Reputation: 33
I have a name field. It comes out with First Name and Last Name. So lets say (Jerry Jones) is name. When they search Jerry it still comes up. But I want to make it exact search only. They have to put in (Jerry Jones)...Reason is there may be two Jerry's and they both come up. Or is there a way in my search form that will say which Jerry do you want and give me the results of them.
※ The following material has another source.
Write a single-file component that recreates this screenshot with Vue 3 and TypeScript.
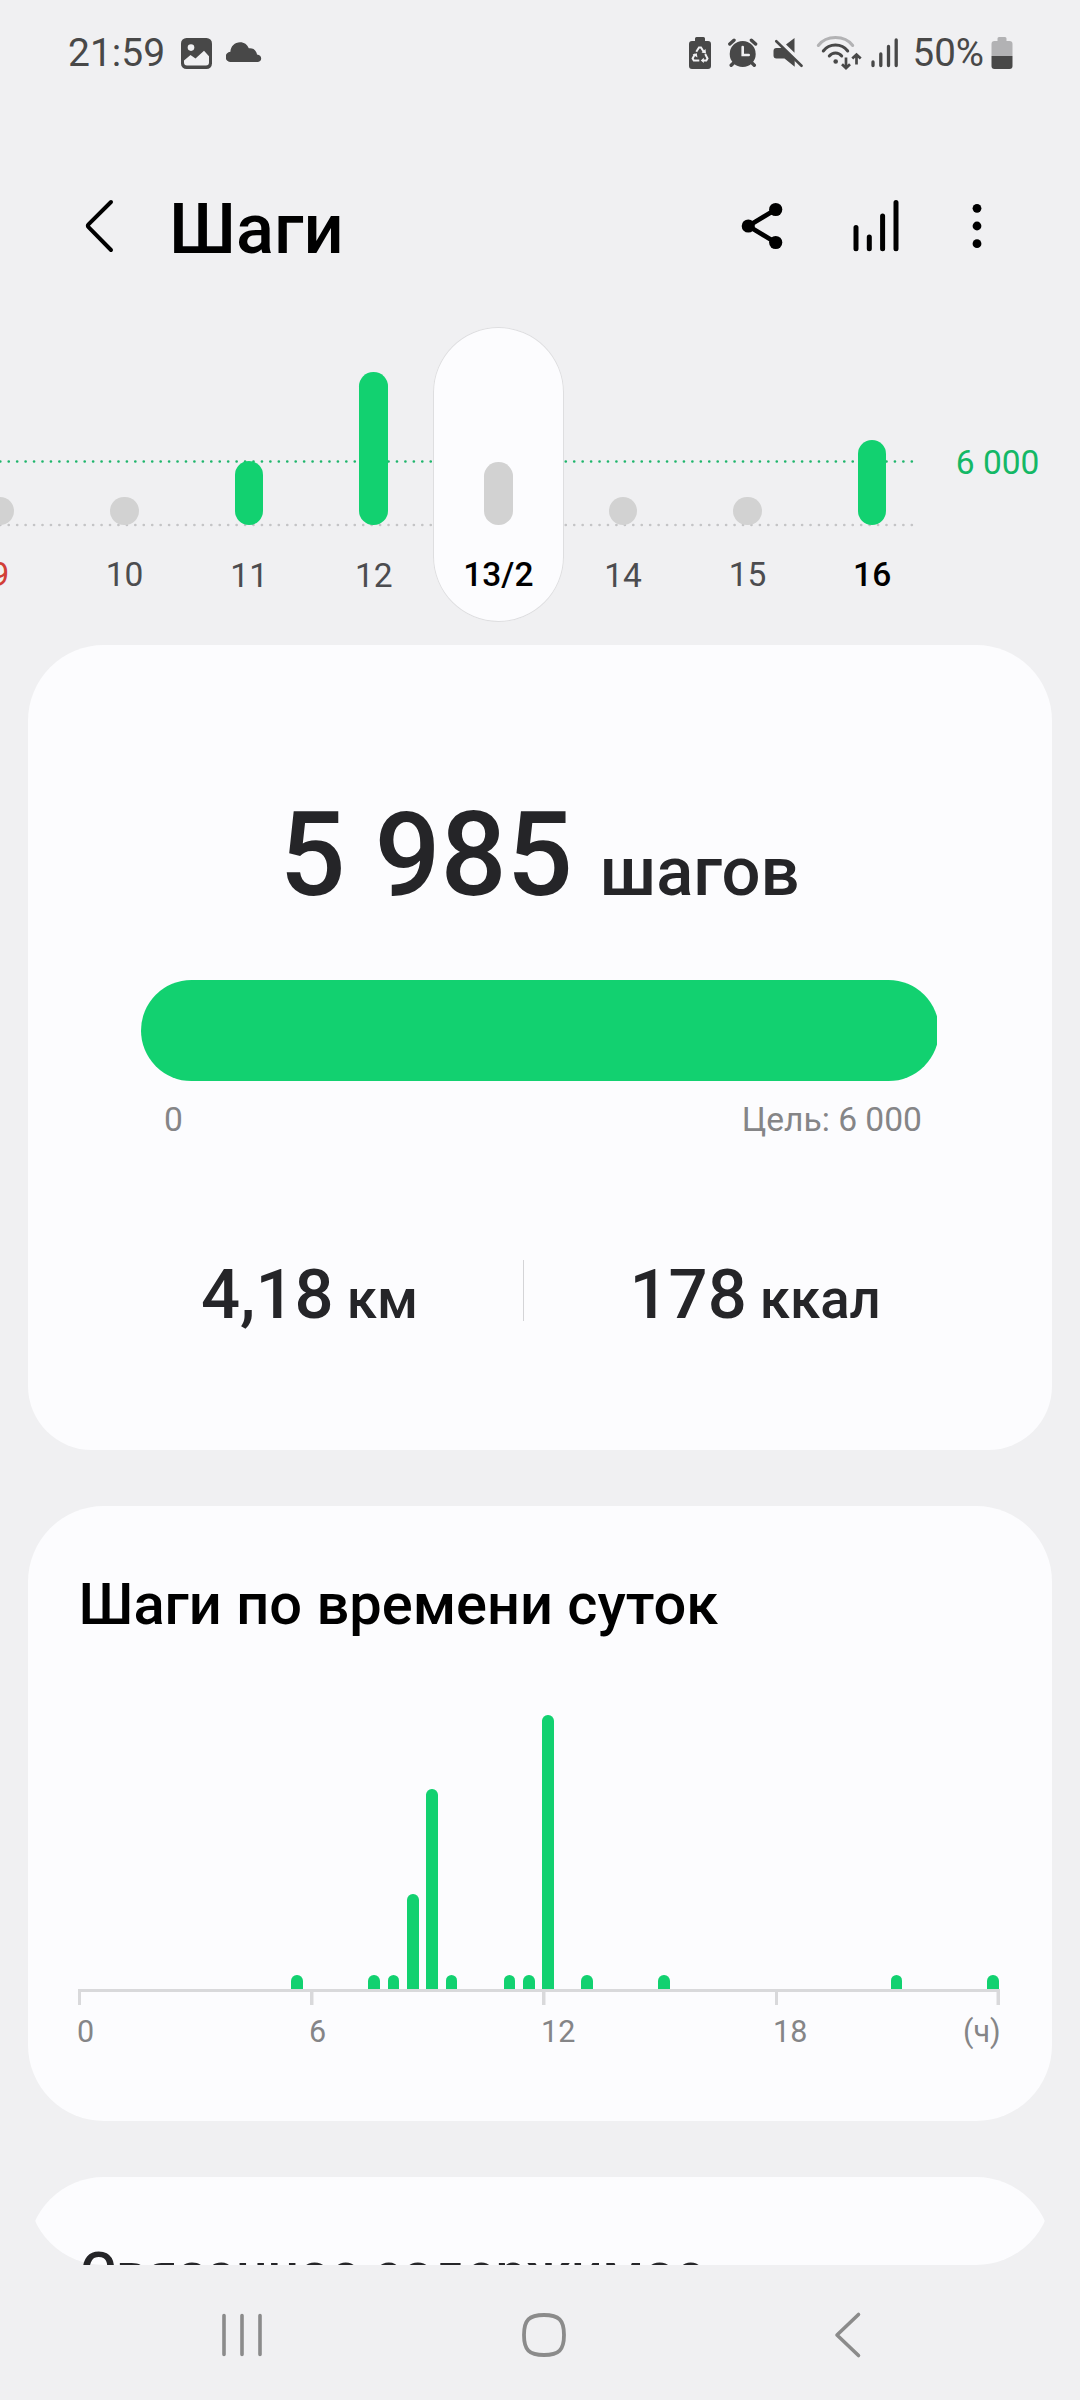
<script setup lang="ts">
interface Day {
  label: string
  height: number
  kind: 'reached' | 'missed'
  tone?: 'sunday' | 'today' | 'selected'
  low?: boolean
}

const days: Day[] = [
  { label: '9', height: 28.5, kind: 'missed', tone: 'sunday' },
  { label: '10', height: 28.5, kind: 'missed' },
  { label: '11', height: 64.5, kind: 'reached', low: true },
  { label: '12', height: 153, kind: 'reached', low: true },
  { label: '13/2', height: 63.5, kind: 'missed', tone: 'selected' },
  { label: '14', height: 28.5, kind: 'missed', low: true },
  { label: '15', height: 28.5, kind: 'missed' },
  { label: '16', height: 85.5, kind: 'reached', tone: 'today' },
]

// half-hour slots of the day -> bar height
const activity: Record<number, number> = {
  11: 14, 15: 14, 16: 14, 17: 95.5, 18: 200, 19: 14,
  22: 14, 23: 14, 24: 274, 26: 14, 30: 14, 42: 14, 47: 14,
}
const slots: number[] = Array.from({ length: 48 }, (_, i) => activity[i] ?? 0)

const steps = 5985
const goal = 6000
const progress = `${(steps / goal) * 100}%`
</script>

<template>
  <div class="screen">
    <div class="status">
      <span class="clock">21:59</span>
      <svg class="st-image" width="32" height="40" viewBox="181 33 32 40">
        <path fill="#484848" fill-rule="evenodd" d="M186.500 38h20a5.500 5.500 0 0 1 5.500 5.500v20a5.500 5.500 0 0 1-5.500 5.500h-20a5.500 5.500 0 0 1-5.500-5.500v-20a5.500 5.500 0 0 1 5.500-5.500z" />
        <circle cx="191" cy="47.600" r="3.300" fill="#f0f0f2" />
        <path fill="#f0f0f2" d="M184 60.500l6.500-5.500 5 3.500 8.500-7.800 5 5.500v6.300q0 3-3 3h-19q-3 0-3-3z" />
      </svg>
      <svg class="st-cloud" width="36" height="40" viewBox="226 33 36 40">
        <path fill="#484848" d="M231 62a5 5 0 0 1-.6-10.200c.2-5.400 4.400-9.500 9.700-9.500 4.100 0 7.200 2.300 8.700 6 4.300-.6 7.700 2 8.200 6.300 2.600.4 4.200 1.800 4.200 4 0 2-1.600 3.400-3.800 3.400z" />
      </svg>
      <svg class="st-eco" width="24" height="40" viewBox="688 33 24 40">
        <path fill="#484848" d="M696.500 37h7q1.500 0 1.500 1.500V41h3q3 0 3 3v22q0 3-3 3h-16q-3 0-3-3V44q0-3 3-3h3v-2.500q0-1.500 1.500-1.500z" />
        <g fill="none" stroke="#f0f0f2" stroke-width="2">
          <path d="M696.300 51.800l2.700-4.300h2l2.800 4.500" />
          <path d="M705.200 54l2.300 4.500-1.200 2h-3.300" />
          <path d="M699.300 60.500h-5.500l-1.200-2 2.400-4.500" />
        </g>
        <path fill="#f0f0f2" d="M701.500 52.500l4.500 1-.5-4.500zM703.800 57.800v5.200l-3-2.600zM692.500 54.500l4.300-1.200.6 4.200z" />
      </svg>
      <svg class="st-alarm" width="30" height="40" viewBox="728 33 30 40">
        <circle cx="742.700" cy="54" r="13" fill="#484848" />
        <g stroke="#484848" stroke-width="3.400" stroke-linecap="round" fill="none">
          <path d="M729.800 44l4.200-3.800M751.400 40.200l4.200 3.800M733.500 63l-2.300 2.300M752 63l2.300 2.300" />
        </g>
        <path d="M742.700 47v8h6" fill="none" stroke="#f0f0f2" stroke-width="2.600" stroke-linecap="round" />
      </svg>
      <svg class="st-mute" width="30" height="40" viewBox="772.500 33 30 40">
        <path fill="#484848" d="M785.500 44.500l8.500-6.500v14.800zM782.300 48l11.900 11.700v7L784 58.500h-8q-3 0-3-3V51q0-3 3-3z" />
        <path d="M775.800 41.200L801 65.800" stroke="#484848" stroke-width="2.600" stroke-linecap="round" />
      </svg>
      <svg class="st-wifi" width="46" height="40" viewBox="816 33 46 40">
        <g fill="none" stroke="#484848" stroke-width="3" stroke-linecap="round">
          <path d="M818.300 45.500q6-8 17.200-8t17.200 8" stroke="#b2b2b4" />
          <path d="M823.300 51q4.500-6 12.200-6t12.200 6" />
          <path d="M829.300 56q2.500-3 6.200-3t6.200 3" />
        </g>
        <circle cx="835.700" cy="61.500" r="2.300" fill="#484848" />
        <path d="M846 57.500v10M842 64.300l4 3.900 4-3.900M856.500 64.500v-9M852.300 58.500l4.200-4 4.200 4" fill="none" stroke="#484848" stroke-width="2.700" />
      </svg>
      <svg class="st-signal" width="28" height="40" viewBox="871 33 28 40">
        <path d="M873 62v3.500M880.800 54v11.500M888.500 46.500v19M896.200 40v25.500" stroke="#484848" stroke-width="3.300" stroke-linecap="round" />
      </svg>
      <span class="percent">50%</span>
      <svg class="st-battery" width="22" height="40" viewBox="990.500 33 22 40">
        <path fill="#b2b2b4" d="M998.500 37h6q1.500 0 1.500 1.500V41h3q3 0 3 3v12h-21V44q0-3 3-3h3v-2.500q0-1.500 1.500-1.500z" />
        <path fill="#484848" d="M991 56h21v10q0 3-3 3h-15q-3 0-3-3z" />
      </svg>
    </div>

    <header class="appbar">
      <svg class="back" width="32" height="60" viewBox="84 199 32 60">
        <path d="M111 202L88.500 224.300q-1.400 1.400 0 2.800L111 250" fill="none" stroke="#000" stroke-width="4" stroke-linecap="round" />
      </svg>
      <h1>Шаги</h1>
      <svg class="share" width="44" height="60" viewBox="740 199 44 60">
        <path d="M775.700 209.500L748.300 226l27.400 16.500" fill="none" stroke="#000" stroke-width="4.600" />
        <circle cx="748.300" cy="226" r="6.600" /><circle cx="775.700" cy="209.500" r="6.600" /><circle cx="775.700" cy="242.500" r="6.600" />
      </svg>
      <svg class="trend" width="48" height="60" viewBox="852 199 48 60">
        <path d="M856 227.500v21.300M869.300 237v11.800M882.600 216v32.800M896 202.500v46.300" stroke="#000" stroke-width="5" stroke-linecap="round" />
      </svg>
      <svg class="more" width="12" height="60" viewBox="970.700 199 12 60">
        <circle cx="976.700" cy="208.300" r="4.400" /><circle cx="976.700" cy="226" r="4.400" /><circle cx="976.700" cy="243.700" r="4.400" />
      </svg>
    </header>

    <section class="week">
      <svg class="guides" width="920" height="80" viewBox="0 0 920 80">
        <path d="M.3 7.500H913" stroke="#1fb56c" />
        <path d="M.3 71H913" stroke="#c4c4c6" />
      </svg>
      <div class="days">
        <div v-for="d in days" :key="d.label" class="day" :class="d.tone">
          <div class="plot">
            <i :class="d.kind" :style="{ height: d.height + 'px' }"></i>
          </div>
          <span :class="{ low: d.low }">{{ d.label }}</span>
        </div>
      </div>
      <span class="target">6 000</span>
    </section>

    <section class="card summary">
      <div class="total"><b>5 985</b><span>шагов</span></div>
      <div class="track"><div class="fill" :style="{ width: progress }"></div></div>
      <div class="range"><span>0</span><span>Цель: 6 000</span></div>
      <div class="stats">
        <div class="stat distance"><b>4,18</b><span>км</span></div>
        <div class="rule"></div>
        <div class="stat energy"><b>178</b><span>ккал</span></div>
      </div>
    </section>

    <section class="card hourly">
      <h2>Шаги по времени суток</h2>
      <div class="bars">
        <div v-for="(h, i) in slots" :key="i" class="slot">
          <i v-if="h" :style="{ height: h + 'px' }"></i>
        </div>
      </div>
      <svg class="axis" width="922" height="16" viewBox="0 0 922 16">
        <path d="M0 0h922v16h-3.500V3H700v13h-3V3H467.500v13h-3.500V3H235.500v13h-3.500V3H3v13H0z" fill="#d9d9db" />
      </svg>
      <div class="hours"><span>0</span><span>6</span><span>12</span><span>18</span><span class="unit">(ч)</span></div>
    </section>

    <section class="related">
      <div class="mask"><div class="sheet"></div></div>
      <h2>Связанное содержимое</h2>
    </section>

    <nav class="keys">
      <svg width="46" height="50" viewBox="219 2310 46 50">
        <path d="M224 2315.500v39M242 2315.500v39M260 2315.500v39" stroke="#8b8b8b" stroke-width="3.600" stroke-linecap="round" />
      </svg>
      <svg class="home" width="50" height="50" viewBox="519 2310 50 50">
        <path d="M544 2315c15 0 20 5 20 20s-5 20-20 20-20-5-20-20 5-20 20-20z" fill="none" stroke="#8b8b8b" stroke-width="3.800" />
      </svg>
      <svg class="return" width="32" height="50" viewBox="832 2310 32 50">
        <path d="M858.500 2314.500L837 2335l21.500 20.500" fill="none" stroke="#8b8b8b" stroke-width="3.600" stroke-linecap="round" stroke-linejoin="round" />
      </svg>
    </nav>
  </div>
</template>

<style>
body {
  background: #f0f0f2;
}
</style>

<style scoped>
.screen {
  width: 1080px;
  height: 2400px;
  overflow: hidden;
  background: #f0f0f2;
  font-family: Roboto, "Noto Sans", sans-serif;
  color: #252528;
}
svg {
  display: block;
  flex: none;
}
h1,
h2 {
  margin: 0;
  font-weight: 500;
  color: #000;
  white-space: nowrap;
}
b {
  font-weight: 500;
}

.status {
  display: flex;
  align-items: center;
  height: 62px;
  padding: 22px 0 0 68px;
  font-size: 39px;
  line-height: 62px;
  color: #484848;
}
.clock {
  width: 113px;
}
.st-cloud {
  margin-left: 13px;
}
.st-eco {
  margin-left: 426px;
}
.st-alarm {
  margin-left: 16px;
}
.st-mute {
  margin-left: 14.500px;
}
.st-wifi {
  margin-left: 13.500px;
}
.st-signal {
  margin-left: 9px;
}
.percent {
  width: 78px;
  margin-left: 13.500px;
  font-size: 38.500px;
  white-space: nowrap;
}

.appbar {
  display: flex;
  align-items: center;
  height: 100px;
  margin-top: 95px;
  padding-left: 84px;
}
.appbar h1 {
  width: 571px;
  margin-left: 53px;
  font-size: 70.500px;
  line-height: 100px;
}
.trend {
  margin-left: 68px;
}
.more {
  margin-left: 70.700px;
}

.week {
  position: relative;
  display: flex;
  height: 296px;
  margin-top: 48px;
  font-size: 33.500px;
  line-height: 40px;
}
.guides {
  position: absolute;
  left: 0;
  top: 127px;
  fill: none;
  stroke-width: 2.700px;
  stroke-linecap: round;
  stroke-dasharray: 0 8.440;
}
.days {
  position: relative;
  display: flex;
  flex: none;
  margin-left: -62.300px;
  font-kerning: none;
}
.day {
  display: flex;
  flex-direction: column;
  align-items: center;
  width: 124.600px;
  height: 295px;
  color: #4c4c4f;
}
.plot {
  display: flex;
  align-items: flex-end;
  height: 198px;
  margin-bottom: 30px;
}
.plot i {
  width: 28.600px;
  border-radius: 14.300px;
}
.reached {
  background: #12d170;
}
.missed {
  background: #d2d2d2;
}
.low {
  padding-top: 1px;
}
.sunday {
  color: #d23f37;
}
.today {
  color: #000;
  font-weight: 500;
}
.selected {
  width: 131.600px;
  margin: 0 -3.500px;
  border-radius: 66px;
  background: #fcfcfe;
  box-shadow: inset 0 0 0 1px #dedee0;
  color: #000;
  font-weight: 500;
}
.target {
  margin: 116px 0 0 21.300px;
  color: #14b866;
  white-space: nowrap;
}

.card {
  box-sizing: border-box;
  margin: 0 28px;
  border-radius: 76px;
  background: #fcfcfe;
}
.summary {
  height: 805px;
  margin-top: 22px;
  padding-top: 140px;
  border-radius: 76px 76px 64px 64px;
}
.total {
  display: flex;
  align-items: baseline;
  height: 140px;
  padding-left: 251.500px;
  line-height: 140px;
}
.total b {
  font-size: 116.300px;
}
.total span {
  margin-left: 27px;
  font-size: 68.800px;
  font-weight: 500;
}
.track {
  width: 798px;
  height: 101px;
  margin: 55px auto 0;
  border-radius: 50.500px;
  overflow: hidden;
}
.fill {
  height: 101px;
  background: #12d170;
}
.range {
  display: flex;
  justify-content: space-between;
  margin: 19px 130px 0 136px;
  font-size: 33.600px;
  line-height: 40px;
  color: #858587;
}
.stats {
  display: flex;
  align-items: flex-start;
  margin-top: 119px;
}
.stat {
  display: flex;
  align-items: baseline;
  margin-top: 2px;
  line-height: 68px;
}
.stat b {
  font-size: 68.800px;
}
.stat span {
  margin-left: 13px;
  font-size: 54.600px;
  font-weight: 500;
}
.distance {
  width: 322px;
  padding-left: 173px;
}
.rule {
  width: 1px;
  height: 61px;
  margin-top: 1px;
  background: #d4d4d7;
}
.energy {
  padding-left: 105.500px;
}

.hourly {
  height: 615px;
  margin-top: 56px;
  padding-top: 63px;
}
.hourly h2 {
  padding-left: 50.500px;
  font-size: 57.800px;
  line-height: 70px;
}
.bars {
  display: flex;
  align-items: flex-end;
  height: 350px;
  margin-left: 46.300px;
}
.slot {
  flex: none;
  display: flex;
  justify-content: center;
  width: 19.350px;
}
.slot i {
  width: 11.600px;
  border-radius: 5.800px 5.800px 0 0;
  background: #12d170;
}
.axis {
  margin-left: 50px;
}
.hours {
  display: flex;
  width: 922px;
  margin: 9px 0 0 49px;
  font-size: 30.500px;
  line-height: 36px;
  color: #858587;
}
.hours span {
  flex: none;
  width: 232px;
}
.hours .unit {
  width: auto;
  margin-left: -42px;
}

.related {
  display: grid;
  height: 88px;
  margin: 56px 28px 0;
  overflow: hidden;
}
.mask {
  grid-area: 1 / 1;
  height: 88px;
  border-radius: 0 0 76px 76px;
  overflow: hidden;
}
.sheet {
  height: 400px;
  border-radius: 76px;
  background: #fcfcfe;
}
.related h2 {
  grid-area: 1 / 1;
  padding: 61px 0 0 52px;
  font-size: 55.200px;
  line-height: 70px;
  color: #252528;
}

.keys {
  display: flex;
  margin: 45px 0 0 219px;
}
.home {
  margin-left: 254px;
}
.return {
  margin-left: 263px;
}
</style>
Then once they pick correct one it redirects to new page with results?
Here is form
<form action="search.php" method="GET">
<input type="text" name="query" />
<input type="submit" value="Search" />
</form>
Search
<?php
mysql_connect("localhost", "username", "password") or die("Error connecting to database: ".mysql_error());
mysql_select_db("ambassador") or die(mysql_error());
$query = $_GET['query'];
$min_length = 3;
if(strlen($query) >= $min_length){
$query = htmlspecialchars($query);
$query = mysql_real_escape_string($query);
$raw_results = mysql_query("SELECT * FROM member
WHERE (`Name` LIKE '%".$query."%')") or die(mysql_error());
if(mysql_num_rows($raw_results) > 0){
while($results = mysql_fetch_array($raw_results)){
}
}
else{
echo "No results";
}
}
else{
echo "Minimum length is ".$min_length;
}
?>
Thanks
Upvotes: 0
Views: 2407
Reputation: 1
Your SQL statement is incorrect: if you want to query for exactly Jerry Jones, you should do: SELECT * FROM members WHERE name = "$query".
Upvotes: 0
Reputation: 2290
Try:
mysql_query("SELECT * FROM member WHERE Name='$query'")
This should produce an exact match, which is what I believe you want by may have the unintended side effect of being too limiting.